=== TASK BRIEF ===
Records follow. Copy every line with "this".

=== PROVIDED RECORDS ===
+++++

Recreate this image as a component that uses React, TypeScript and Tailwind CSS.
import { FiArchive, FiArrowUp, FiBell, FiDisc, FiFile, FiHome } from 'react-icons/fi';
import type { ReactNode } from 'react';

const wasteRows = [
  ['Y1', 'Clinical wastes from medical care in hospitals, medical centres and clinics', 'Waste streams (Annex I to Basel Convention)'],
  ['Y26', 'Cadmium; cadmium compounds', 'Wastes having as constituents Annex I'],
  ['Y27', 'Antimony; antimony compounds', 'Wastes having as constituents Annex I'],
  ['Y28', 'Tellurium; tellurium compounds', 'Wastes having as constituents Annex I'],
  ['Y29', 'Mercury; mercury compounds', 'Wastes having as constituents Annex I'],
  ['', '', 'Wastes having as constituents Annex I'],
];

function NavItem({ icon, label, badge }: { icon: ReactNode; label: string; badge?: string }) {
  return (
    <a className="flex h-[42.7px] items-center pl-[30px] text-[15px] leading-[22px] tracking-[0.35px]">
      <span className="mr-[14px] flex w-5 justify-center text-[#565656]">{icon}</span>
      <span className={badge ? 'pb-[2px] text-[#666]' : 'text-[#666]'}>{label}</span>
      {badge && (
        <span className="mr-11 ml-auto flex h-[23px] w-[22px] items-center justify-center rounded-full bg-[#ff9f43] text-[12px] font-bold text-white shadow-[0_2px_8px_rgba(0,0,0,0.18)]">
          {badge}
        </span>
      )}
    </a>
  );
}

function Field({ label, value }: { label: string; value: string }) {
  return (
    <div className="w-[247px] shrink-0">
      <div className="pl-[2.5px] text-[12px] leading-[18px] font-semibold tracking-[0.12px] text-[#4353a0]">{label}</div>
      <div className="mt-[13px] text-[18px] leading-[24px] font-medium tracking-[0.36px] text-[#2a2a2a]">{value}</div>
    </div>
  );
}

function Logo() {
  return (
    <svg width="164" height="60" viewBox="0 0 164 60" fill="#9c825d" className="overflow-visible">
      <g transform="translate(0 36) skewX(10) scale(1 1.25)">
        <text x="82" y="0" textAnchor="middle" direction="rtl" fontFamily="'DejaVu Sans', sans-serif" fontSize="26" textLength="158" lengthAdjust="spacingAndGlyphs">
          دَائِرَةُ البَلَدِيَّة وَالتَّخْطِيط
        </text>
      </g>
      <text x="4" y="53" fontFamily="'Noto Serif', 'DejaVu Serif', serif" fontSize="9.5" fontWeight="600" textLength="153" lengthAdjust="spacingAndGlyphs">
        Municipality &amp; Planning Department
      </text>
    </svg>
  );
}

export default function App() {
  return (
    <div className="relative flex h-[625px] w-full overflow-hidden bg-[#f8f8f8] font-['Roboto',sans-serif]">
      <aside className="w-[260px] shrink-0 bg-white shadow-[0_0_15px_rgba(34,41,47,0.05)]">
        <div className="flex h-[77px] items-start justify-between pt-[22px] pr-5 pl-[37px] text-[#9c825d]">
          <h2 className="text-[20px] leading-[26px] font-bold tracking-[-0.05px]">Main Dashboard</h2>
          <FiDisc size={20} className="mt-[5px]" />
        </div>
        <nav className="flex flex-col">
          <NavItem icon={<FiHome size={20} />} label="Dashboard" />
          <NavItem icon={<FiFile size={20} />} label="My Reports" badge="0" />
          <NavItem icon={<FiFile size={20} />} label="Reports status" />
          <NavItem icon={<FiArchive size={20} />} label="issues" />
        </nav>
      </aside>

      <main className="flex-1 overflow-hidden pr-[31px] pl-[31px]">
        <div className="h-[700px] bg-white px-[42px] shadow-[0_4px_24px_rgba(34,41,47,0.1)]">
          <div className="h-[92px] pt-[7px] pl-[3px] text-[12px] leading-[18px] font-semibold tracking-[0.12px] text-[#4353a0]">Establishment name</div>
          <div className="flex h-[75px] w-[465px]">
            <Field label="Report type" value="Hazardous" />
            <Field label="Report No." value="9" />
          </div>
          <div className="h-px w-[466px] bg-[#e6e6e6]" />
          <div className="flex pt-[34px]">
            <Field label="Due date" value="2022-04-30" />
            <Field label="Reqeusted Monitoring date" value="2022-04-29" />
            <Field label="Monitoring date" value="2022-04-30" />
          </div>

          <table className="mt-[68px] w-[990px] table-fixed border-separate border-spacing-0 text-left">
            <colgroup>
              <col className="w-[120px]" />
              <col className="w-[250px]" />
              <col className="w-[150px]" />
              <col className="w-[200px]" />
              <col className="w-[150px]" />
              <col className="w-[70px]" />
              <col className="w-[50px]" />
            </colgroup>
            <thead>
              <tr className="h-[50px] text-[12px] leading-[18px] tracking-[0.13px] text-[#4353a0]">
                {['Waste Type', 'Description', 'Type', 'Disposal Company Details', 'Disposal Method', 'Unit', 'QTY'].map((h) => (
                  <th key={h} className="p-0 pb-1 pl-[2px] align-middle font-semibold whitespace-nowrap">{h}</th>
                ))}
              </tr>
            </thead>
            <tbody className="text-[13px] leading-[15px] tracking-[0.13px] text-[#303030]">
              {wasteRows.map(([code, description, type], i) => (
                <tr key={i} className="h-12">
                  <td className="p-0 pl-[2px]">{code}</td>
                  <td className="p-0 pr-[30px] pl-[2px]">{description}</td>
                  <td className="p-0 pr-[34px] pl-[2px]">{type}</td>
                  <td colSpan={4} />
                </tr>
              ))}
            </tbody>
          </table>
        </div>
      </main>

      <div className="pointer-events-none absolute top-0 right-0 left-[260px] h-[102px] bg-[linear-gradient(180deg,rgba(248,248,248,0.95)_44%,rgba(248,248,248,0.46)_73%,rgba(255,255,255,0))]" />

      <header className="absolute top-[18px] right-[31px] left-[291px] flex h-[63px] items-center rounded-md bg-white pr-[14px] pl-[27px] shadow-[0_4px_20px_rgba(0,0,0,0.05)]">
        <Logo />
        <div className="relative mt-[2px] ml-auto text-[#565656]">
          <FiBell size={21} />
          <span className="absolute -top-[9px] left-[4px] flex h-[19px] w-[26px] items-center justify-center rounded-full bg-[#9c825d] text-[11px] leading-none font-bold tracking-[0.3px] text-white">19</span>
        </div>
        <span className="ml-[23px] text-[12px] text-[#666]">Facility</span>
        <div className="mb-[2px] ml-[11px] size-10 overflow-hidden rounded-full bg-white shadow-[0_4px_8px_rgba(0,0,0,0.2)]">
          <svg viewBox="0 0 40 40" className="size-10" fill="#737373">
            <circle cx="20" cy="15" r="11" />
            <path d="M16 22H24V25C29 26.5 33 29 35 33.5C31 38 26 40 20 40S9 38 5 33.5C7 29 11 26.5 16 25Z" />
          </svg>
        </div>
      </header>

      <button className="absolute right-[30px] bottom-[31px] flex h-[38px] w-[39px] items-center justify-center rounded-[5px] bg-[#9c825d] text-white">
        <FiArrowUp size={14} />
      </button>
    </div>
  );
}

+++++

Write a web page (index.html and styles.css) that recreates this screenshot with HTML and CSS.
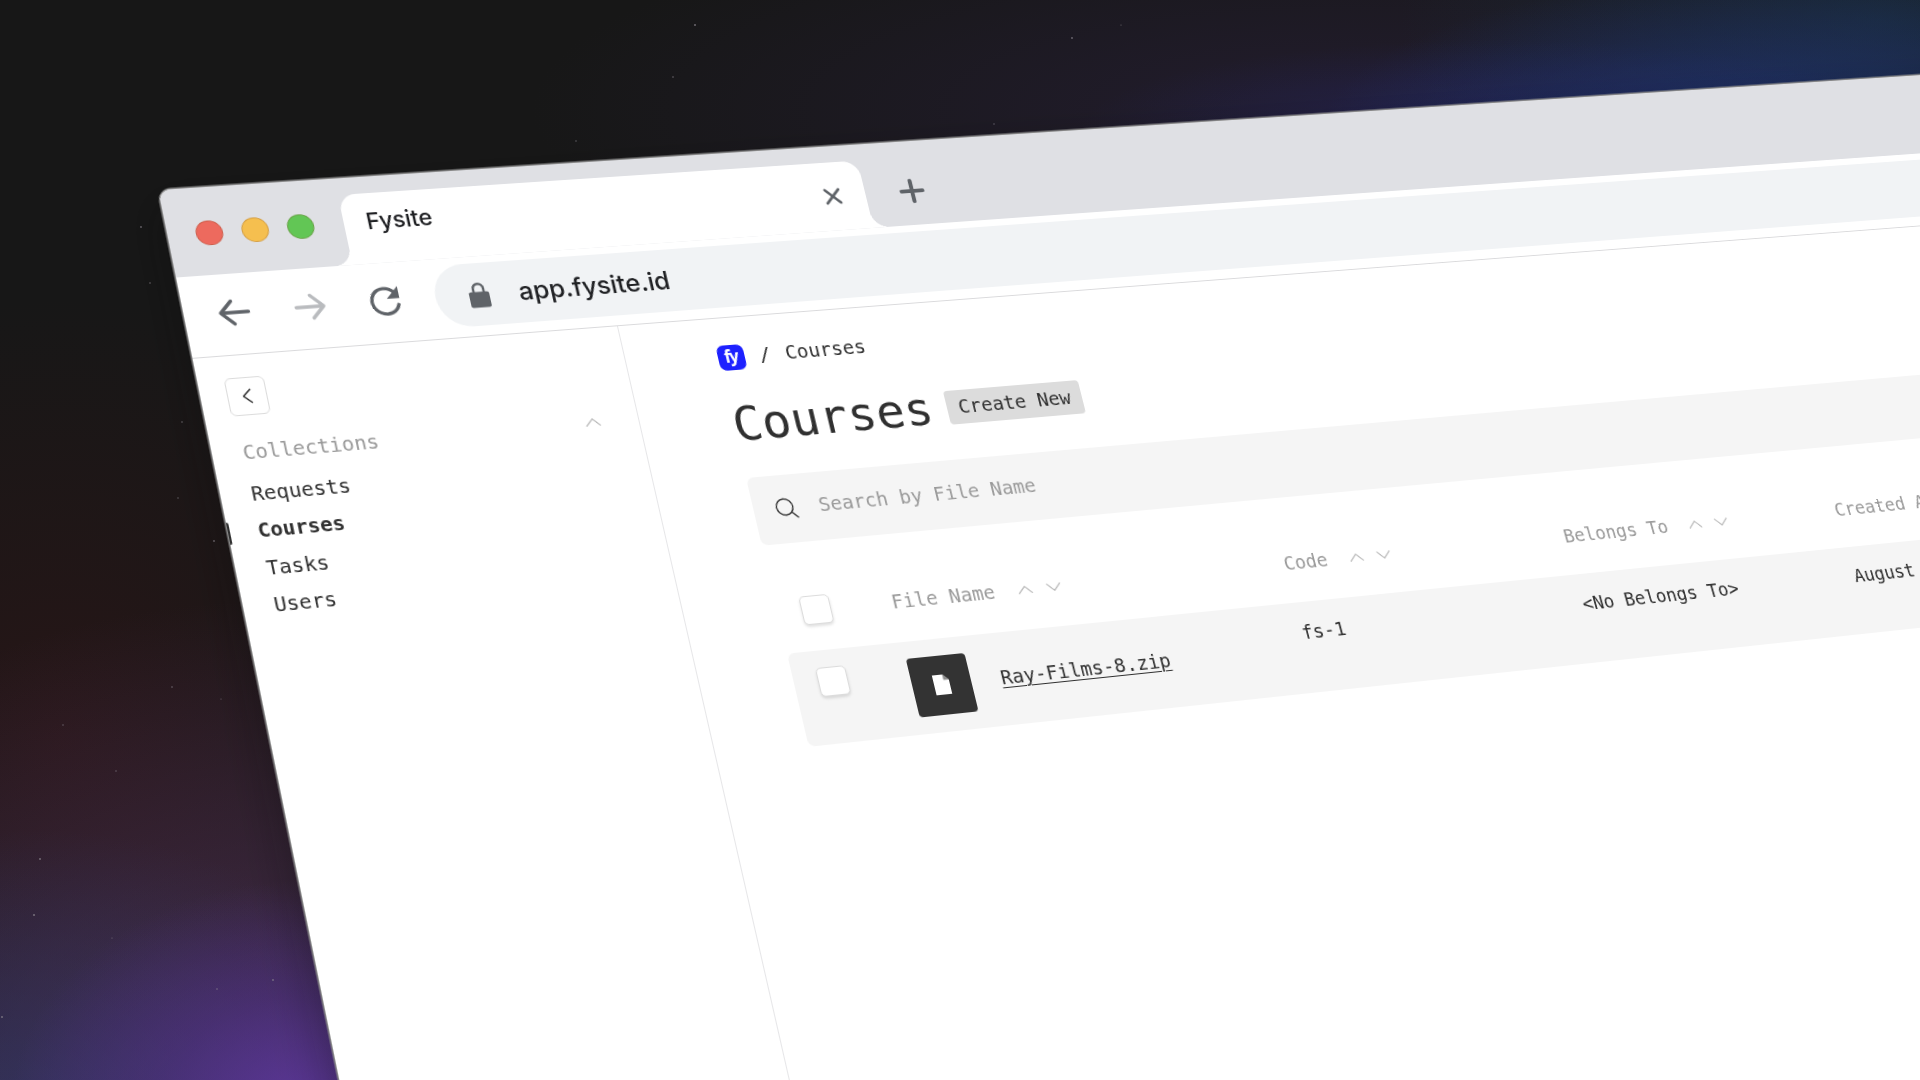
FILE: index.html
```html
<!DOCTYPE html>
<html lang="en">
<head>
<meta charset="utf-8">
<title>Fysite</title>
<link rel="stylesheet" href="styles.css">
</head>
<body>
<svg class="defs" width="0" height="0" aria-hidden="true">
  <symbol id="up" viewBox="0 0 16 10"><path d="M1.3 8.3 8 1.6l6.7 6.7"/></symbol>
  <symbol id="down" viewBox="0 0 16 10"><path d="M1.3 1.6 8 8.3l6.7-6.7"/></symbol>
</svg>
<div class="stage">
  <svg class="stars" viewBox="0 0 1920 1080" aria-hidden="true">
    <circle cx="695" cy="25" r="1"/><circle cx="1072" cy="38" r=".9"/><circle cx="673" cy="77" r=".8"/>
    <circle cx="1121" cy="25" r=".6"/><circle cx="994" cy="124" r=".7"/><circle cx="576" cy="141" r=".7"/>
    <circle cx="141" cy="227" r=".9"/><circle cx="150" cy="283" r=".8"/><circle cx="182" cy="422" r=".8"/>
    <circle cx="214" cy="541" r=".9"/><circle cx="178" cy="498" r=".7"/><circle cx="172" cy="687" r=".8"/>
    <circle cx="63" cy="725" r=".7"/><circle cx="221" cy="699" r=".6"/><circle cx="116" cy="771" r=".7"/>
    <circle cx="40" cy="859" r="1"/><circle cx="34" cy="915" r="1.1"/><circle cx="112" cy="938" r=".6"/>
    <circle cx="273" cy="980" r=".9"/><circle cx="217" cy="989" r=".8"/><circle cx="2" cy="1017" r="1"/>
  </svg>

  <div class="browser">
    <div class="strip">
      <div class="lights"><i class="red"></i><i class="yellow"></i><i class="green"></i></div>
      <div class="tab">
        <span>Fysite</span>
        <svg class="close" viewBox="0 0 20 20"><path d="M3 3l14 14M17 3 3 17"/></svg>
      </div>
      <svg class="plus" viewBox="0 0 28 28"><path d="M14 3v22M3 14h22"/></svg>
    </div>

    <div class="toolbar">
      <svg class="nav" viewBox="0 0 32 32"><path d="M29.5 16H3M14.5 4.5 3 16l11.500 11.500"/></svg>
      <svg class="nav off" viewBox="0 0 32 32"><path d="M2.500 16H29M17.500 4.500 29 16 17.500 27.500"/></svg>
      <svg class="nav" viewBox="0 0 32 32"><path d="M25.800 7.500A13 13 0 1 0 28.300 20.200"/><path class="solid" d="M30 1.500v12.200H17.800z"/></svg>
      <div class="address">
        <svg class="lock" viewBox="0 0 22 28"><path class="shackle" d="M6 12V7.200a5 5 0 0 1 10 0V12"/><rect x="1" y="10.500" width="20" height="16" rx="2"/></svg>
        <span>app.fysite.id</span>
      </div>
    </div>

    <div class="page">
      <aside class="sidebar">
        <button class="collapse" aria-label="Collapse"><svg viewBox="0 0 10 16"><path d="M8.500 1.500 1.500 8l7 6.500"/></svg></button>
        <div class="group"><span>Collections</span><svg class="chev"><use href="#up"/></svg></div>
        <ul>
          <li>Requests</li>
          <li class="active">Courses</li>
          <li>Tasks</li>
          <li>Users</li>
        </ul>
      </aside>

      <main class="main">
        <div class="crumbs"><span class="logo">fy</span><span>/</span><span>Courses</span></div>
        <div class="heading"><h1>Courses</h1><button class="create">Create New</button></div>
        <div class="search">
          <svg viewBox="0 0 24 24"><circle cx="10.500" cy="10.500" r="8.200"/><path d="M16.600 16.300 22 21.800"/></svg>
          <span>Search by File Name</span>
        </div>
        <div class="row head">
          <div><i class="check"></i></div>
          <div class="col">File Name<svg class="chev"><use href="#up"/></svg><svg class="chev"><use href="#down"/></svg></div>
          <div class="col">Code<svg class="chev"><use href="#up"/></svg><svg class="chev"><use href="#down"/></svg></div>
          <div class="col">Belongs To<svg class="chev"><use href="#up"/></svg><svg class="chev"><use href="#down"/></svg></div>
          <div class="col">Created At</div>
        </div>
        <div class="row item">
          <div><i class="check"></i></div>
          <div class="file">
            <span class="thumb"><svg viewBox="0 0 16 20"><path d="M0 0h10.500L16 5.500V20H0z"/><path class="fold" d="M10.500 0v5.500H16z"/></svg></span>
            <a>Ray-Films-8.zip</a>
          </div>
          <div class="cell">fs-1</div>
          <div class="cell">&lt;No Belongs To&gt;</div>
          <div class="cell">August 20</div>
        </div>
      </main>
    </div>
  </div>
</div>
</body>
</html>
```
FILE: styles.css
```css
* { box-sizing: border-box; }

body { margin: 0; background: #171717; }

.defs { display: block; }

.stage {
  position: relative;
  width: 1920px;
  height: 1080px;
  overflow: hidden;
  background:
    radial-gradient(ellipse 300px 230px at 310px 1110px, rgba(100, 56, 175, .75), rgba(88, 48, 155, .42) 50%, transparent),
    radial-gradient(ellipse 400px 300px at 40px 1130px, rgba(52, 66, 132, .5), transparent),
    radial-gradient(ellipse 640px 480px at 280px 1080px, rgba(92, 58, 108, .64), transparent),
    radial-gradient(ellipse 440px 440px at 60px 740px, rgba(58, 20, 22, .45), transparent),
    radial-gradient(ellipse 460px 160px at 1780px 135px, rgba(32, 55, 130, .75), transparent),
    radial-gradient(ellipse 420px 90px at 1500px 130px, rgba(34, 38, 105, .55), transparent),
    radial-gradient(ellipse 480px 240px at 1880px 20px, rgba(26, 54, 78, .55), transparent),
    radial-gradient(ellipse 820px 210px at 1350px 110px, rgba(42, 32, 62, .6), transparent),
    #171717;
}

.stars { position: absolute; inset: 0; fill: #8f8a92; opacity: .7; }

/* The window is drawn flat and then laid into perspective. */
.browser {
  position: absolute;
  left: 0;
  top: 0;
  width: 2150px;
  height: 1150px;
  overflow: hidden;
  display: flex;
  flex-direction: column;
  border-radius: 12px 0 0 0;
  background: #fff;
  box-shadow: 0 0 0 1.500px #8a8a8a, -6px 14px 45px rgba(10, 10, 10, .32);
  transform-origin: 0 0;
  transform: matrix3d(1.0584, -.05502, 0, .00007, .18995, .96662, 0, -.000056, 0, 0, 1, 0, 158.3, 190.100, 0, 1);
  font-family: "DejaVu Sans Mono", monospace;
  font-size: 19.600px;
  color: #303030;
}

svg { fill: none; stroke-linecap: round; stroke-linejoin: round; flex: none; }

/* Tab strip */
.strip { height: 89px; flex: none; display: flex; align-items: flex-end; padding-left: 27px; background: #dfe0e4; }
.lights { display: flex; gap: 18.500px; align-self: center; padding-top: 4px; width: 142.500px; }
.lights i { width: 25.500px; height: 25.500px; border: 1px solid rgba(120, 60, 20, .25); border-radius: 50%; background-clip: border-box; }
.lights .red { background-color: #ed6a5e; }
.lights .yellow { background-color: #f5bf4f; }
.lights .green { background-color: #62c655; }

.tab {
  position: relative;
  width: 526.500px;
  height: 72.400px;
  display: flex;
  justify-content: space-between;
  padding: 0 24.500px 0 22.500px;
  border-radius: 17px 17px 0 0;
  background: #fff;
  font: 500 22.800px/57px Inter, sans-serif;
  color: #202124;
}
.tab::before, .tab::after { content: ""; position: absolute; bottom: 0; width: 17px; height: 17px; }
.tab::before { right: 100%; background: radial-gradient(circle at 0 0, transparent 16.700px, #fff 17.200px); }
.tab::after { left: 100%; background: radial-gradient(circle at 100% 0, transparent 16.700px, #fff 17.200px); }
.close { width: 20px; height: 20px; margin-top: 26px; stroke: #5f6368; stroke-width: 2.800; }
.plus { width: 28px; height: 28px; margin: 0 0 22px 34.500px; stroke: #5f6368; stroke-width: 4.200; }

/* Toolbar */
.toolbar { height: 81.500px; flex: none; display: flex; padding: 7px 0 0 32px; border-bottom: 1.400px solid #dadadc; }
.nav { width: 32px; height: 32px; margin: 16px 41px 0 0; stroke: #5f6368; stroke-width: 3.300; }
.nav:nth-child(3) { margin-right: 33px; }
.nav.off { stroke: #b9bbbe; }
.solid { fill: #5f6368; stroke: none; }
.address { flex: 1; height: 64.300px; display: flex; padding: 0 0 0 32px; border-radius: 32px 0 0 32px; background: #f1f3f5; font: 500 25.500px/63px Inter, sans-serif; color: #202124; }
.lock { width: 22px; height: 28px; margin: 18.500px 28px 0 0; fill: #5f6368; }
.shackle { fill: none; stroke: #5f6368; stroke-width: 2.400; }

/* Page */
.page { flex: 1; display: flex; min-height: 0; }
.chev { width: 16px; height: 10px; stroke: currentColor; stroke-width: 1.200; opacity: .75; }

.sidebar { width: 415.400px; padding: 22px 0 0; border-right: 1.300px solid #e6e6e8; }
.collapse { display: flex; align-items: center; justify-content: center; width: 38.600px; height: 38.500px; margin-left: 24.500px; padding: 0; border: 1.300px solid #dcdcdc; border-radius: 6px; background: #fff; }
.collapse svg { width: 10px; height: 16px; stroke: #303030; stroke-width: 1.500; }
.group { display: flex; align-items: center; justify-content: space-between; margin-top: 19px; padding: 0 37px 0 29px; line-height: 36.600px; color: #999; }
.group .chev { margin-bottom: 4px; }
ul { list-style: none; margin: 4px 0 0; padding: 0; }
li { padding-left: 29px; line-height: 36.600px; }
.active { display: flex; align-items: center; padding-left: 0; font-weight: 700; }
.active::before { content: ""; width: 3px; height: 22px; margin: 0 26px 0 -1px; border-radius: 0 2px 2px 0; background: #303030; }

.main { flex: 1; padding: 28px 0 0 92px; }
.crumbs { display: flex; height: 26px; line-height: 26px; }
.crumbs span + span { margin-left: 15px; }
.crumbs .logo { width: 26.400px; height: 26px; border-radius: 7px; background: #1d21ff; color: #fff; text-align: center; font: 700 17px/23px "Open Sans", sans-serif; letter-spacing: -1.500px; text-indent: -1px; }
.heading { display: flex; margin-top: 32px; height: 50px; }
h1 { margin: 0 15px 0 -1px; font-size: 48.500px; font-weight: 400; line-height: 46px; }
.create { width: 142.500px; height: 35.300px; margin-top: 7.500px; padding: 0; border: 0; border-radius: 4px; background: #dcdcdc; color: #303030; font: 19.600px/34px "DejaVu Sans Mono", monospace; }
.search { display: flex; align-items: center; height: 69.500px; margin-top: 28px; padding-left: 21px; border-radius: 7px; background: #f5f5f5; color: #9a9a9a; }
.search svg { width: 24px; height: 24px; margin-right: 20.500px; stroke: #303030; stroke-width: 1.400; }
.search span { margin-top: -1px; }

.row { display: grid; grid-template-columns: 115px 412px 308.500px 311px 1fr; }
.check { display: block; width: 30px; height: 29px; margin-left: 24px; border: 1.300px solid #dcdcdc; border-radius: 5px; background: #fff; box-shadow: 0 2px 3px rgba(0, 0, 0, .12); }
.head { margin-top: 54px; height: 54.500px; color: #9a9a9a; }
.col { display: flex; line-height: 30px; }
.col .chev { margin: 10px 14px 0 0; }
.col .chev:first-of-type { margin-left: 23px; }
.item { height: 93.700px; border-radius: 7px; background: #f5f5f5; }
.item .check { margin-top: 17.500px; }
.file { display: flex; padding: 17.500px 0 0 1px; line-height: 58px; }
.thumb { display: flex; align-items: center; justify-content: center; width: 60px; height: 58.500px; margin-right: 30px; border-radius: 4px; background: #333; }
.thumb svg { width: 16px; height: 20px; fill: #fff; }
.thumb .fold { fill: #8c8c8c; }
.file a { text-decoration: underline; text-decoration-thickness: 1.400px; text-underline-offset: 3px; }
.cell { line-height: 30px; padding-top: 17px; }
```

+++++

=== FULL ANSWER ===
Recreate this image as a component that uses React, TypeScript and Tailwind CSS.
Write a web page (index.html and styles.css) that recreates this screenshot with HTML and CSS.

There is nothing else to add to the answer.